Example: the wiper of a 10K log pot is at it's midway position (50%), what is then the calculated value at that point. I know a linear pot is at 50% position 50/100xRt, but how do I do this with a logarithmic pot?

Your help will be very much appreciated.
tnx Flyer.
 
R

Robert Scott

If p is the wiper position, then the resistance is:

b * log(a * p)

where a and b depend on the particular pot.

Robert Scott
Real-Time Specialties
Embedded Systems Consulting
 
M
Robert

If it is a pot used for audio volume, it is actually exponential (logarithmic is a misnomer)

Meir
 
M
First, log pots are/were used for audio volume control in audio appliances - because the human ear senses sound level logarithmically.

Second, they were never extremely accurate.

Third, they are actually exponential.

Fourth, I am not aware of any spec that defines how many dB per angle of rotation are the factor of the pot and one cannot calculate the pot resitance at a particular angle without this figure.

I would use a safe bet of 40 to 60 dB total range (volume at the ear). Also remember that a potentiometer controls voltage, which has a square effect on volume (power to the ear) - so a 10 dB step in power only requires 5 dB (1/2) step in voltage.

A log pot does not need to reach zero Ohm just a very low value.

Example: So if you assume, say, 60 dB total power range (100%) and 1 Mohm total resitance, you get a 30 dB voltage (resistance) range i.e., a 1000:1 resitance ratio.

100% 30 dB 1 Mohm
80% 24 dB 500 Kohm
60% 18 dB 250 Kohm
40 % 12 dB 125 Kohm
20 % 6 dB 62.5 Kohm
0% 0dB 31.25 Kohm
 
B
Have you ever measured the resistance of such pots?

They are not especially consistent from unit to unit.
 
C
That was a serious answer. If you grasp the importance of log functions in electronics, all becomes clear. Even the wide tolerance of the pot curves. Plus or minus 5 or 10 percent is almost meaningless. You have to think in decibels (which see). And it is far better understood from
study than a brief explanation. Without that understanding, it's just a funny curve.

Regards

cww
 
Thanks guys for all your contributions.

If these pots vary from type to type then I'm lost. This made me realise that I better look for a different approach.

anyway thanks for your support.
 
Responding to Flyer's Jan 17 and Joseph's Feb 26 queries. I can help if you are still interested in a solution. For example:

1) Do you need greater accuracy than can be accomplished with an audio-taper pot found in Radio-Shack?

2) Do you need greater precision using a multi-turn pot?

3) Do you want a formula between resistance available, in Ohms, between the wiper and end-terminal, and shaft position, in degrees, similar to that found on a slide rule's A-scale and D-scale?

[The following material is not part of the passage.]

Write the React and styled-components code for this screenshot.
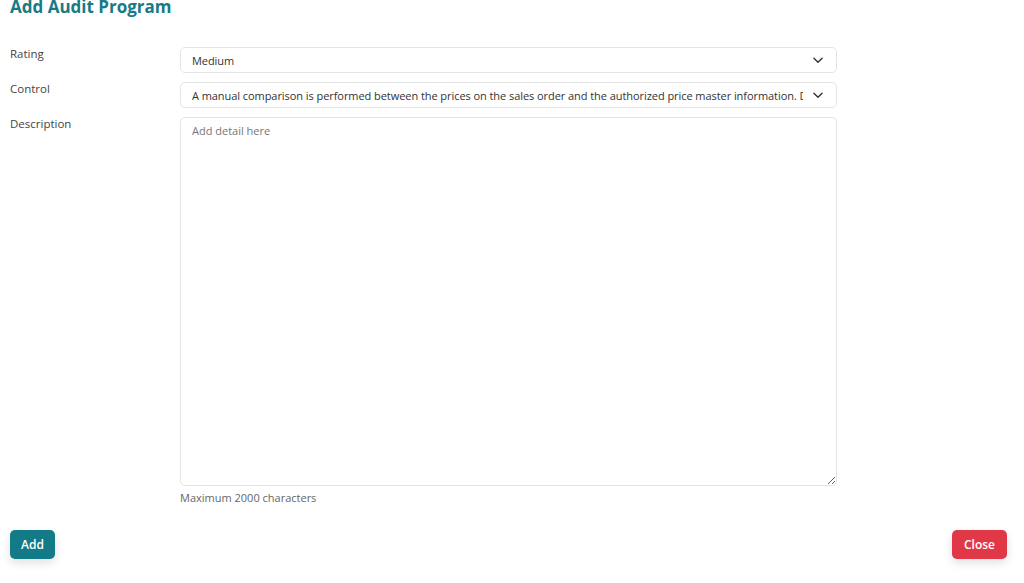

4) Do you want a logarithmic relationship between the input and output voltages, Ein and Eout, respectively?

Note, it is also possible to provide the above relationships, to a reasonable degree of accuracy, using linear pots.

Regards,
Phil Corso, PE {Boca Raton, FL, USA}
[[email protected]] ([email protected])
 
Responding to earlier responses to Flyer's original Jan 17th post:

Meir and Curt... I'm surprised at your "TIC" semantic attacks... log vs
exp vs nvat. So here is a little more light on the subject:

While it is true that resistance vs wiper position is an exponential
one, the plot of such a function is virtually useless if the range of
the dependent variable, Y, is much much greater than the independent
variable, X.

Let Y = A(B^X), where,
Y = resistance.
X = wiper position.
A and B are constants to be explained later.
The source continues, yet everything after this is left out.